The following is a continuation of "
If Bloggers Made the Rules."
When I reviewed this entry before posting it, I found it funny that I wrote several of the following points
before certain friends followed these rules on their own blogs. This makes it personal. To honor this fact, I've added a bonus rule.
- Music! It's all about background music. Find some low-quality, copyrighted song to loop in the background and make sure that it plays at full volume to wake up your readers. Buttons make things too complex for fellow bloggers, so don't bother including a mute option. People like your music anyway!
- Other bloggers forget that they have a blog, especially people who invest themselves into their own website. If you don't see anything new from them in more than twelve hours, spam them with instant-messages, emails, phone calls, text messages, and personal reminders that they need to update. Yes, it is easy for them to forget that they have a website.
- Blogs are really just a place to carry conversations in the comments that are irrelevant to the blog itself. Email, voice, instant-messenger, and even face-to-face are such ineffective means of communication! But if you want to make a legitimate comment to a blog entry, never post it to that blog entry, because that's just what they'd expect you to do.
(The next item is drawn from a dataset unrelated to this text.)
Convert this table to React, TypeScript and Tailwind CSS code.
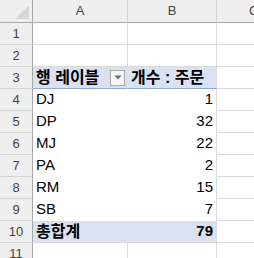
import React from "react";

const FONT = '"Liberation Sans", "Noto Sans CJK KR", sans-serif';

type RowDef = {
  n: number;
  a?: React.ReactNode;
  b?: React.ReactNode;
  kind?: "plain" | "head" | "data" | "total";
};

const rows: RowDef[] = [
  { n: 1, kind: "plain" },
  { n: 2, kind: "plain" },
  { n: 3, kind: "head" },
  { n: 4, a: "DJ", b: "1", kind: "data" },
  { n: 5, a: "DP", b: "32", kind: "data" },
  { n: 6, a: "MJ", b: "22", kind: "data" },
  { n: 7, a: "PA", b: "2", kind: "data" },
  { n: 8, a: "RM", b: "15", kind: "data" },
  { n: 9, a: "SB", b: "7", kind: "data" },
  { n: 10, a: "총합계", b: "79", kind: "total" },
  { n: 11, kind: "plain" },
];

function Dropdown() {
  return (
    <span className="ml-auto mr-[2px] flex h-[16px] w-[15px] items-center justify-center border border-[#a6a6a6] bg-[#f7f7f7]">
      <svg width="8" height="5" viewBox="0 0 8 5">
        <path d="M0.5 0.5 L7.5 0.5 L4 4.5 Z" fill="#6b6b6b" />
      </svg>
    </span>
  );
}

function Row({ r }: { r: RowDef }) {
  const kind = r.kind;
  let aCls = "border-r border-b border-[#dadada]";
  let bCls = "border-b border-[#dadada]";
  if (kind === "head") {
    aCls = "bg-[#d9e1f2] border-b border-[#8ea9db] border-r border-r-[#d9e1f2]";
    bCls = "bg-[#d9e1f2] border-b border-[#8ea9db]";
  } else if (kind === "data") {
    aCls = "border-r border-r-white border-b border-white";
    bCls = "border-b border-white";
  } else if (kind === "total") {
    aCls = "bg-[#d9e1f2] border-r border-r-[#d9e1f2] border-b border-[#dadada]";
    bCls = "bg-[#d9e1f2] border-b border-[#dadada]";
  }
  return (
    <div className="flex h-[22px]">
      <div className="flex w-[33px] shrink-0 items-center justify-center border-r border-b border-r-[#a8a8a8] border-b-[#d4d4d4] bg-[#efefef] text-[13px] text-[#444444]">
        {r.n}
      </div>
      <div
        className={`flex w-[95px] shrink-0 items-center pl-[3px] text-black ${aCls} ${
          kind === "head" || kind === "total" ? "font-bold text-[16px]" : "text-[15px]"
        }`}
      >
        {kind === "head" ? (
          <>
            <span className="font-bold">행 레이블</span>
            <Dropdown />
          </>
        ) : (
          r.a
        )}
      </div>
      <div
        className={`flex w-[89px] shrink-0 items-center border-r border-r-[#dadada] pr-[3px] text-black ${bCls} ${
          kind === "head" ? "justify-start pl-[3px] font-bold text-[16px]" : "justify-end text-[15px]"
        } ${kind === "total" ? "font-bold" : ""}`}
      >
        {kind === "head" ? "개수 : 주문" : r.b}
      </div>
      <div className="flex-1 border-b border-[#dadada]" />
    </div>
  );
}

export default function App() {
  return (
    <div
      className="h-[258px] w-[254px] overflow-hidden bg-white"
      style={{ fontFamily: FONT }}
    >
      <div className="flex h-[23px]">
        <div className="relative w-[33px] shrink-0 border-r border-b border-[#a8a8a8] bg-[#efefef]">
          <svg className="absolute left-[15px] top-[5px]" width="14" height="14" viewBox="0 0 14 14">
            <path d="M14 0 L14 14 L0 14 Z" fill="#d7d7d7" />
          </svg>
        </div>
        <div className="flex w-[95px] shrink-0 items-center justify-center border-r border-b border-r-[#d4d4d4] border-b-[#a8a8a8] bg-[#efefef] text-[13px] text-[#444444]">
          A
        </div>
        <div className="flex w-[89px] shrink-0 items-center justify-center border-r border-b border-r-[#d4d4d4] border-b-[#a8a8a8] bg-[#efefef] text-[13px] text-[#444444]">
          B
        </div>
        <div className="flex flex-1 items-center border-b border-[#a8a8a8] bg-[#efefef] pl-[32px] text-[13px] text-[#444444]">
          C
        </div>
      </div>
      {rows.map((r) => (
        <Row key={r.n} r={r} />
      ))}
    </div>
  );
}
- Blogging is your civic duty. Failing to post a new blog entry for more than thirty-three hours is negligence and must be redeemed by opening your next post with multiple apologies and lame excuses.
- If you're not already writing your blogs with Caps Lock on (or at least the Shift key Super-Glued in the depressed position), at least type new words or concepts in all-caps. "BLOG," "ANSWERS," "MEGA," and "FLASH" are great places to start.
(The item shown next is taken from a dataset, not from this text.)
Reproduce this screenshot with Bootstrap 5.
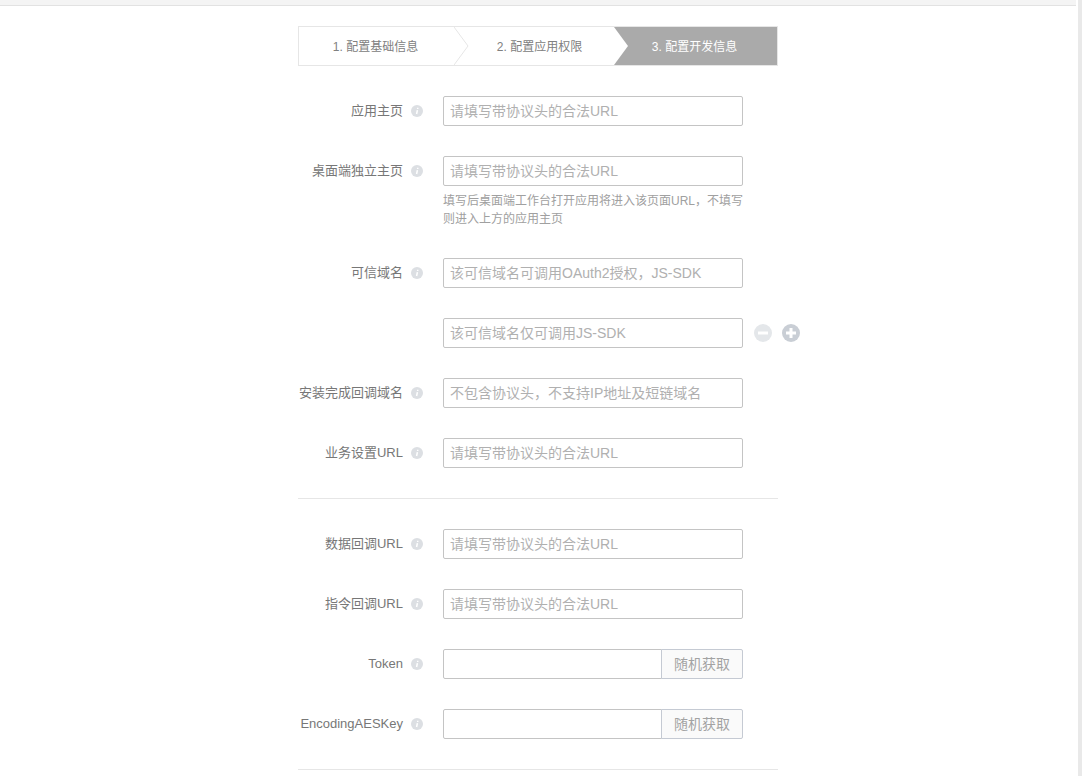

- Because you want to express your happiness in your writing, ensure that every sentence contains at least one "LOL" (or similar variant). After all, you talk this way, don't you? Also throw in a couple dozen smiley faces for good measure.
- Exception to previous ten rules: bold and italics make more professional emphasis than just all-caps. So the best way to get your point across is to apply all three styles to random words within your blog. This also prevents the text from appearing boring.
- Tell people about your daily activities because this can prevent personal, face-to-face conversations. If people already know what you're doing and what you're thinking, why bother to talk to you? But this also gives you a unique opportunity with people who haven't read your blog. Whenever they ask something that you've posted, take this chance to exclaim, "LOL!!!!!!!!!!!! HA!!!!!!!!! Um, like, LOL!!!!!!!!!!!!!!" and then walk away.
- To increase traffic on your site, link to lots of other blogs (called "trackbacks") with generic comments so that not only will that blogger have to visit your site to figure out what you said, but also his readers will be grateful for your self-promotion and helping them find more stuff to read in their employer's spare time. This may be considered "spam" by some people. But spam is cool. Just look at how popular it is!
- Most internet users aren't smart enough to recognize a hyperlink if it was on a screen in front of them (which, coincidentally, happens to be the location for about 97% of all hyperlinks). So, never link to another website or webpage by making text clickable. Your readers will never find it. Instead, paste the entire thirty-mile-long web address into your page. This looks great on widescreen monitors. And don't let it be hyperlinked either, because that just hinders legibility when visitors have to retype the sequence into their internet browsers.
- And the last rule (for now): it doesn't matter if you have anything worthwhile to say. Post something anyway!